Primoz Roglic: he's the defending Vuelta champion, he's hot off a ripping Olympics, looked great at the Tour before his premature take-out-by-whole-body-road-rash and bone-busting, and, somehow, the Jumbo murder hornets have managed to convince Sepp Kuss--who managed to take a two-week holiday by the seaside while simultaneously waiting for Roglic up the road during their last Grand Tour outing together--to once again superdomestique him instead of going off on his own for good. And, frankly, that jailbait human rocket-motor Pogacar isn't here to smoke him. On the other hand, he won't have that jailbait human rocket-motor Pogacar to pace himself against, so with this brutal a Vuelta, even he'll have to take care. Best of all--or worst, if you're rooting for Mikel--anything he loses in the mountains, which I can't anticipate would be really all that much, our new Olympic time trial champ stands to gain back and more against the munchkin specialist climbers in the final day's 30k+ crono. Don't get smug though Rogla--Mikel says he's been hitting the time trial bike, hopefully not literally with a hammer!

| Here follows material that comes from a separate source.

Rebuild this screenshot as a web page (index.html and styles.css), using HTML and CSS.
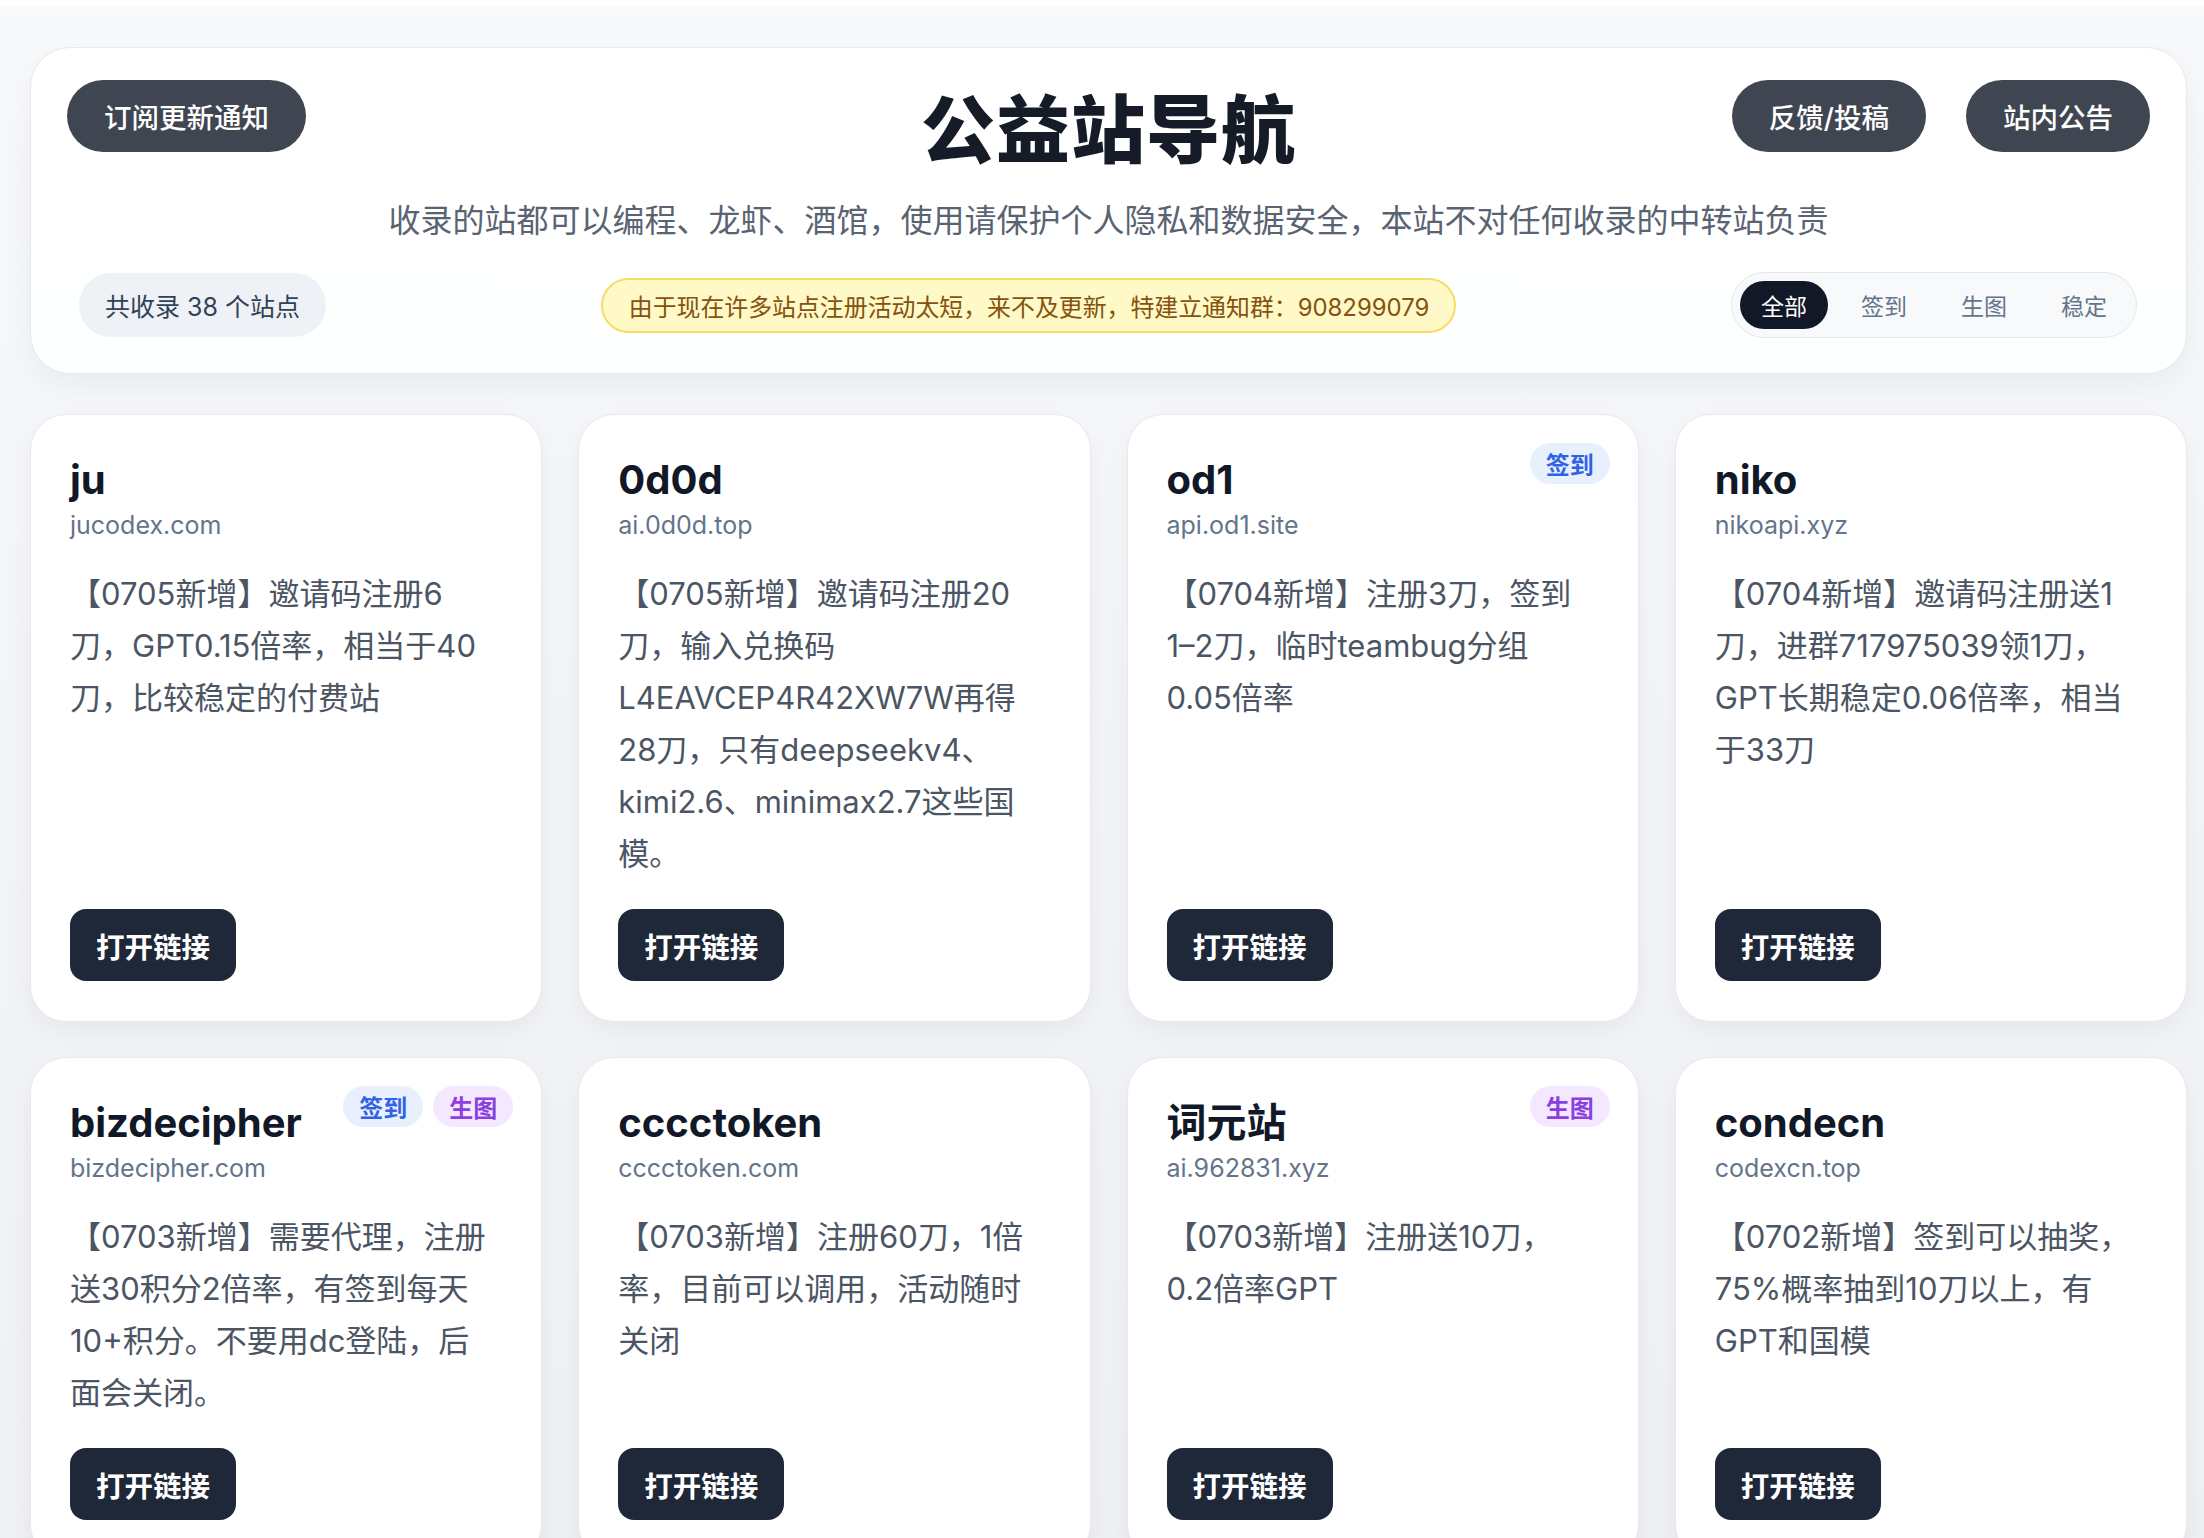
FILE: index.html
```html
<!DOCTYPE html>
<html lang="zh-CN">
<head>
    <meta charset="UTF-8">
    <meta name="viewport" content="width=device-width, initial-scale=1.0">
    <title>公益站导航</title>
    <link rel="stylesheet" href="styles.css">
</head>
<body>
    <div class="topbar"></div>
    <main class="page">
        <header class="hero">
            <div class="hero-top">
                <div class="hero-left">
                    <button class="pill-btn">订阅更新通知</button>
                </div>
                <h1 class="hero-title">公益站导航</h1>
                <div class="hero-right">
                    <button class="pill-btn">反馈/投稿</button>
                    <button class="pill-btn">站内公告</button>
                </div>
            </div>
            <p class="hero-sub">收录的站都可以编程、龙虾、酒馆，使用请保护个人隐私和数据安全，本站不对任何收录的中转站负责</p>
            <div class="hero-bar">
                <span class="count">共收录 38 个站点</span>
                <span class="notice">由于现在许多站点注册活动太短，来不及更新，特建立通知群：908299079</span>
                <div class="tabs">
                    <button class="tab active">全部</button>
                    <button class="tab">签到</button>
                    <button class="tab">生图</button>
                    <button class="tab">稳定</button>
                </div>
            </div>
        </header>

        <section class="grid">
            <article class="card">
                <h2 class="card-name">ju</h2>
                <div class="card-url">jucodex.com</div>
                <p class="card-desc">【0705新增】邀请码注册6刀，GPT0.15倍率，相当于40刀，比较稳定的付费站</p>
                <a class="open-btn" href="#">打开链接</a>
            </article>
            <article class="card">
                <h2 class="card-name">0d0d</h2>
                <div class="card-url">ai.0d0d.top</div>
                <p class="card-desc">【0705新增】邀请码注册20刀，输入兑换码L4EAVCEP4R42XW7W再得28刀，只有deepseekv4、kimi2.6、minimax2.7这些国模。</p>
                <a class="open-btn" href="#">打开链接</a>
            </article>
            <article class="card">
                <div class="tags"><span class="tag tag-sign">签到</span></div>
                <h2 class="card-name">od1</h2>
                <div class="card-url">api.od1.site</div>
                <p class="card-desc">【0704新增】注册3刀，签到1–2刀，临时teambug分组0.05倍率</p>
                <a class="open-btn" href="#">打开链接</a>
            </article>
            <article class="card">
                <h2 class="card-name">niko</h2>
                <div class="card-url">nikoapi.xyz</div>
                <p class="card-desc">【0704新增】邀请码注册送1刀，进群717975039领1刀，GPT长期稳定0.06倍率，相当于33刀</p>
                <a class="open-btn" href="#">打开链接</a>
            </article>
            <article class="card">
                <div class="tags"><span class="tag tag-sign">签到</span><span class="tag tag-img">生图</span></div>
                <h2 class="card-name">bizdecipher</h2>
                <div class="card-url">bizdecipher.com</div>
                <p class="card-desc">【0703新增】需要代理，注册送30积分2倍率，有签到每天10+积分。不要用dc登陆，后面会关闭。</p>
                <a class="open-btn" href="#">打开链接</a>
            </article>
            <article class="card">
                <h2 class="card-name">cccctoken</h2>
                <div class="card-url">cccctoken.com</div>
                <p class="card-desc">【0703新增】注册60刀，1倍率，目前可以调用，活动随时关闭</p>
                <a class="open-btn" href="#">打开链接</a>
            </article>
            <article class="card">
                <div class="tags"><span class="tag tag-img">生图</span></div>
                <h2 class="card-name">词元站</h2>
                <div class="card-url">ai.962831.xyz</div>
                <p class="card-desc">【0703新增】注册送10刀，0.2倍率GPT</p>
                <a class="open-btn" href="#">打开链接</a>
            </article>
            <article class="card">
                <h2 class="card-name">condecn</h2>
                <div class="card-url">codexcn.top</div>
                <p class="card-desc">【0702新增】签到可以抽奖，75%概率抽到10刀以上，有GPT和国模</p>
                <a class="open-btn" href="#">打开链接</a>
            </article>
        </section>
    </main>
</body>
</html>
```

FILE: styles.css
```css
* {
    box-sizing: border-box;
}
body {
    margin: 0;
    font-family: Inter, "Noto Sans CJK SC", sans-serif;
    background: linear-gradient(180deg, #f8f9fb 0%, #eef0f4 100%);
    min-height: 100vh;
    color: #111827;
}
.topbar {
    height: 6px;
    background: #fff;
}
.page {
    padding: 41px 17px 40px 30px;
}

/* header */
.hero {
    background: rgba(255, 255, 255, 0.9);
    border: 1px solid #e6e8ee;
    border-radius: 40px;
    padding: 32px 36px 35px;
    box-shadow: 0 12px 32px rgba(15, 23, 42, 0.05);
}
.hero-top {
    display: grid;
    grid-template-columns: 1fr auto 1fr;
    align-items: start;
}
.hero-right {
    justify-self: end;
    display: flex;
    gap: 40px;
}
.pill-btn {
    height: 72px;
    padding: 0 37px;
    border: none;
    border-radius: 36px;
    background: #3f4651;
    color: #fff;
    font-family: inherit;
    font-size: 27.5px;
    font-weight: 500;
    cursor: pointer;
}
.hero-title {
    margin: 0;
    font-size: 74px;
    line-height: 100px;
    font-weight: 800;
    letter-spacing: 1px;
    color: #151b27;
}
.hero-sub {
    margin: 18px 0 0;
    text-align: center;
    font-size: 32px;
    line-height: 46px;
    color: #5a6372;
}
.hero-bar {
    margin-top: 28px;
    padding: 0 13px 0 12px;
    display: flex;
    align-items: center;
    justify-content: space-between;
}
.count {
    height: 64px;
    display: flex;
    align-items: center;
    padding: 0 26px;
    border-radius: 32px;
    background: #eef2f7;
    color: #334155;
    font-size: 25px;
}
.notice {
    height: 55px;
    display: flex;
    align-items: center;
    padding: 0 25px 0 26px;
    border: 2px solid #f7dc66;
    border-radius: 28px;
    background: #fef9c6;
    color: #85520f;
    font-size: 23.9px;
}
.tabs {
    display: flex;
    gap: 12px;
    padding: 8px;
    border: 1.5px solid #e3e6ee;
    border-radius: 34px;
    background: #f8f9fb;
}
.tab {
    height: 48px;
    padding: 0 21px;
    border: none;
    border-radius: 24px;
    background: transparent;
    color: #64748b;
    font-family: inherit;
    font-size: 23px;
    cursor: pointer;
}
.tab.active {
    background: #111827;
    color: #fff;
}

/* cards */
.grid {
    margin-top: 40px;
    display: grid;
    grid-template-columns: repeat(4, 1fr);
    gap: 35px 36px;
}
.card {
    position: relative;
    display: flex;
    flex-direction: column;
    padding: 40px 52px 40px 39px;
    background: #fff;
    border: 1px solid #e7e9ef;
    border-radius: 36px;
    box-shadow: 0 10px 28px rgba(15, 23, 42, 0.05);
}
.tags {
    position: absolute;
    top: 28px;
    right: 28px;
    display: flex;
    gap: 10px;
}
.tag {
    height: 41px;
    display: flex;
    align-items: center;
    padding: 0 16px;
    border-radius: 21px;
    font-size: 24px;
    font-weight: 700;
}
.tag-sign {
    background: #e8effd;
    color: #2f62e6;
}
.tag-img {
    background: #f3e8ff;
    color: #8b3fe0;
}
.card-name {
    margin: 0;
    font-size: 40px;
    line-height: 50px;
    font-weight: 700;
    color: #111827;
}
.card-url {
    margin-top: 2px;
    font-size: 25px;
    line-height: 36px;
    color: #64748b;
}
.card-desc {
    margin: 25px 0 29px;
    font-size: 31px;
    line-height: 52px;
    color: #4b5563;
}
.open-btn {
    margin-top: auto;
    align-self: flex-start;
    height: 72px;
    display: flex;
    align-items: center;
    padding: 0 26px;
    border-radius: 16px;
    background: #1f2838;
    color: #fff;
    font-size: 28.5px;
    font-weight: 700;
    text-decoration: none;
}
```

Egan Bernal/Richard Carapaz/Adam Yates: sure, Carapaz podiumed at the Tour and won the Olympic gold medal, but he did accidentally spray-paint his new rig a coppery orange. And Bernal was the surprise winner of the Giro, but really, who the hell knows how his twitchy back'll hold up? As for Yates, with his Valverde-esque tendencies towards spectacular one-day meltdowns, I think he's more likely to be a redemption story than a truly consistent threat for the top step. Besides, who knows better how to eat their own young than Skineos, who have lately bizarrely begun to channel the peloton's traditional self-destructo champs over at Movistar?
Hugh Carthy: First, how boss is it that EF just signed Chavito? Anyhow, he was third last year, and no matter how !@#$ed up 2020 was in every way, in *any* year that takes some serious intestinal fortitude. We'll see if he can pull it off again!
Alejandro Valverde/Enric Mas/Miguel Angel Lopez: yes, he's just recently begun to ride like an aging rider of, say, 28. But still, I can't count out Bala for a podium, if only because he had a coupla pretty impressive rides at the Tour de France, I don't think Mas and Lopez can fend him off for the long haul and, just as important, Alejandro is one wily s.o.b. who won't hesitate to kneecap his own teammates if he has to. The guiltiest pleasure in the peloton. Come on old man, just one more stage win to put the fear of God into the GC, and to drive everyone else bat!@#$ insane!
2. Sprinters: seriously, it's the Vuelta, who gives a !@#$? But there the sprinty stages are, as I suppose even in the Vuelta they have to be, and for my money--or at least my fruitless hopes--we're lookin' at a whoooooooole lot of ex-and-ever-Carrot Aranburu. And dear Euskaltel's got Juanjo. Oh right, and Fabio Jakobsen has made a happily bangin' recovery from his terrible crash and already taken a win right off the bat on his recent return. Matthews and Demare--you're dandy, but one can't help but root for Fabio this round!
3. Stage Hunters: last but not least, what's a non-overall contender, but helluva climber or daring breakaway artist, to do while the GC boys are marking each other every millimeter up every climb with their eye on the final podium? Yep, they're going for stage wins, and by golly have we got some strong boys in this group. Luis Leon Sanchez, who at least is always up there putting on a show. Both Izagirres. Romain Bardet (I *know*, but he *just* cracked after a stage win at Burgos last week, an ill omen for the overall). Rafa Majka. Last but not least, with Fabio Aru having just declared he's retiring from the peloton after the Vuelta, if he can't actually take a stage, he's certainly gonna at least flame out trying. Aupa Ion and Gorka!
4. Teams: EUSKALTEL IS HERE EUSKALTEL IS HERE EUSKALTEL IS HERE! Sure, Movistar'll take the stupid team classification, but what does that matter against the glory, tenacity, and overall bitchinness of our beloved Euskaltel-Euskadi (or whatever they're calling it now like QuickStep)? And everyone worthwhile from Nieve to Landa to Aranburu who isn't technically on the team, was and is here anyway with someone else. And oh! those impassioned Basque fans! Aupa grande Carroooooooooooooooooots!
Well folks, let's get this final Grand Tour party of 2021 started. So bring out your Euskaltel duds, get ready for an absolute orange mob scene on the climbs, and for heck's sake, in this bonkers heat between all the beer don't forget to hydrate!